Federal regulators proposed Friday to place nonbank financial institutions (NBFIs), such as hedge and money market funds, under supervision of the Federal Reserve Board if their activities are deemed to pose a systemic risk to the U.S. financial system.
The Financial Stability Oversight Council (FSOC), comprised of regulators including Fed Chair Jerome Powell and Securities and Exchange Commission Chair Gary Gensler, voted unanimously to adopt a new framework for designating NBFIs under the Fed’s supervision.
The framework will “be subject to prudential standards” that “will be firm-specific and may include an assessment of quantitative and qualitative information that the council deems relevant to a particular [NBFI],” FSOC said.
Under FSOC’s proposed guidance, nonbanks again can be designated “systemically important financial institutions,” a provision rolled back under President Donald Trump.

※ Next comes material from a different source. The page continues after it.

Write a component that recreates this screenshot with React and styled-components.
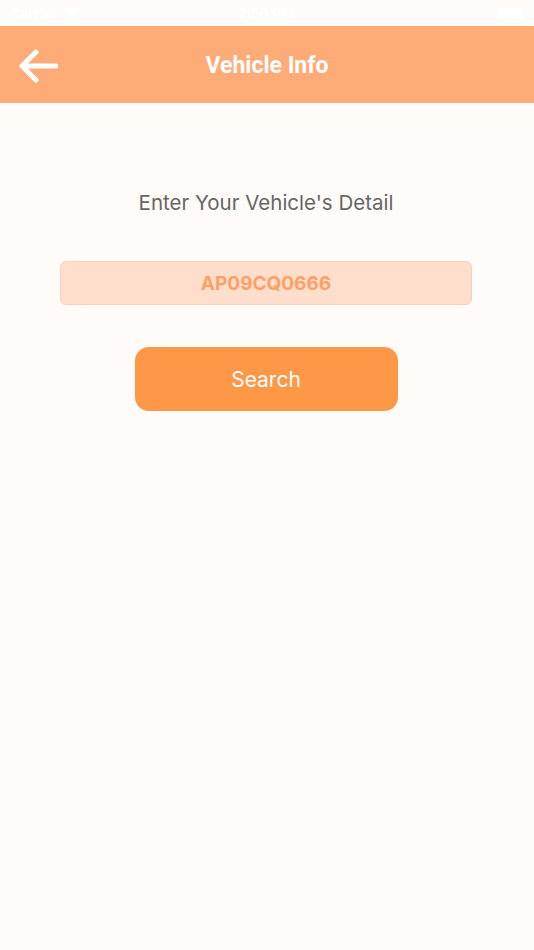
import React, { useState } from "react";
import styled, { createGlobalStyle } from "styled-components";

const GlobalStyle = createGlobalStyle`
  html, body {
    margin: 0;
    padding: 0;
    background: #fffbf8;
  }
  * {
    box-sizing: border-box;
  }
`;

const Screen = styled.div`
  width: 534px;
  min-height: 950px;
  background: #fffbf8;
  display: flex;
  flex-direction: column;
  font-family: "Inter", "Liberation Sans", sans-serif;
`;

const StatusBar = styled.div`
  height: 26px;
  padding: 0 12px 0 10px;
  display: grid;
  grid-template-columns: 1fr auto 1fr;
  align-items: center;
  color: #ffffff;
  font-size: 14px;
  font-weight: 600;
`;

const Carrier = styled.div`
  display: flex;
  align-items: center;
  gap: 6px;
`;

const Battery = styled.div`
  justify-self: end;
  width: 24px;
  height: 11px;
  border-radius: 3px;
  background: #ffffff;
`;

const Header = styled.header`
  height: 77px;
  padding-top: 2px;
  background: #ffab78;
  display: grid;
  grid-template-columns: 80px 1fr 80px;
  align-items: center;
`;

const BackButton = styled.button`
  border: none;
  background: none;
  padding: 0 0 0 18px;
  display: flex;
  align-items: center;
  cursor: pointer;
`;

const Title = styled.h1`
  margin: 0;
  text-align: center;
  color: #ffffff;
  font-family: "Roboto", "Liberation Sans", sans-serif;
  font-size: 23px;
  font-weight: 700;
`;

const Body = styled.main`
  display: flex;
  flex-direction: column;
  align-items: center;
  padding: 84px 62px 0 60px;
`;

const Label = styled.p`
  margin: 0;
  color: #666666;
  font-size: 20.5px;
  line-height: 32px;
`;

const PlateInput = styled.input`
  margin-top: 42px;
  width: 100%;
  height: 44px;
  border: 1px solid #f1d2c0;
  border-radius: 6px;
  background: #ffdfcb;
  color: #ff9f66;
  text-align: center;
  font-family: "Inter", "Liberation Sans", sans-serif;
  font-size: 19px;
  font-weight: 700;
  outline: none;
`;

const SearchButton = styled.button`
  margin-top: 42px;
  width: 263px;
  height: 64px;
  border: none;
  border-radius: 14px;
  background: #ff9846;
  color: #ffffff;
  font-family: "Inter", "Liberation Sans", sans-serif;
  font-size: 21px;
  cursor: pointer;
`;

const ArrowIcon = () => (
  <svg width="40" height="34" viewBox="0 0 40 34" fill="none">
    <path
      d="M18 3 L4 17 L18 31 M4 17 H38"
      stroke="#ffffff"
      strokeWidth="5"
      strokeLinecap="round"
      strokeLinejoin="round"
    />
  </svg>
);

const WifiIcon = () => (
  <svg width="16" height="12" viewBox="0 0 16 12">
    <path d="M8 12 L0 3.5 A11.5 11.5 0 0 1 16 3.5 Z" fill="#ffffff" />
  </svg>
);

export default function App() {
  const [plate, setPlate] = useState("AP09CQ0666");

  return (
    <Screen>
      <GlobalStyle />
      <StatusBar>
        <Carrier>
          Carrier
          <WifiIcon />
        </Carrier>
        <span>2:50 PM</span>
        <Battery />
      </StatusBar>
      <Header>
        <BackButton aria-label="Back">
          <ArrowIcon />
        </BackButton>
        <Title>Vehicle Info</Title>
        <span />
      </Header>
      <Body>
        <Label>Enter Your Vehicle's Detail</Label>
        <PlateInput value={plate} onChange={(e) => setPlate(e.target.value)} />
        <SearchButton>Search</SearchButton>
      </Body>
    </Screen>
  );
}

The proposed guidance reverses other requirements contained in FSOC’s 2019 interpretive guidance, including designating an NBFI only if a risk could not be addressed through an activities-based approach that evaluates risky practices, as well as following a cost-benefit analysis.
Both requirements would be lifted in the new guidance. The guidance also describes FSOC’s analytic approach as being “without regard to the origin of a particular risk, including whether the risk arises from widely conducted activities or from individual entities.”
“Today’s proposals are important to ensuring the council has a rigorous approach to identify, assess, and address risks to our financial system,” said Treasury Secretary Janet Yellen, FSOC’s chair, in a press release. Yellen noted the proposal “would make us better equipped to handle risks to the financial system, whether they come from activities or firms.”
Acting Comptroller of the Currency Michael Hsu, another FSOC member, said in a press release the proposals “would make clear that the council has access to all tools provided to it by the Dodd-Frank Act so that we can monitor and address risks to financial stability effectively.”
According to the proposed framework, FSOC can designate an NBFI to Fed supervision if the council determined “material financial distress” at the nonbank or “the nature, scope, size, scale, concentration, interconnectedness, or mix of the activities” of the nonbank could pose a threat to the financial stability of the United States.
Some of the vulnerabilities that could tilt an NBFI toward designation include issues with leverage caused by ratios of assets, debt, and other factors; liquidity risk and maturity mismatch; interconnectedness between the NBFI and other market participants, including exposures of creditors, counterparties, investors, and borrowers; operational risks; the complexity or opacity of a particular firm’s governance structure; inadequate risk management; concentration in a particular industry, investment, or sector; and potentially destabilizing activities, even those that might be intentional and permitted by applicable law.
The proposals will be available for a 60-day public comment period following their publication in the Federal Register.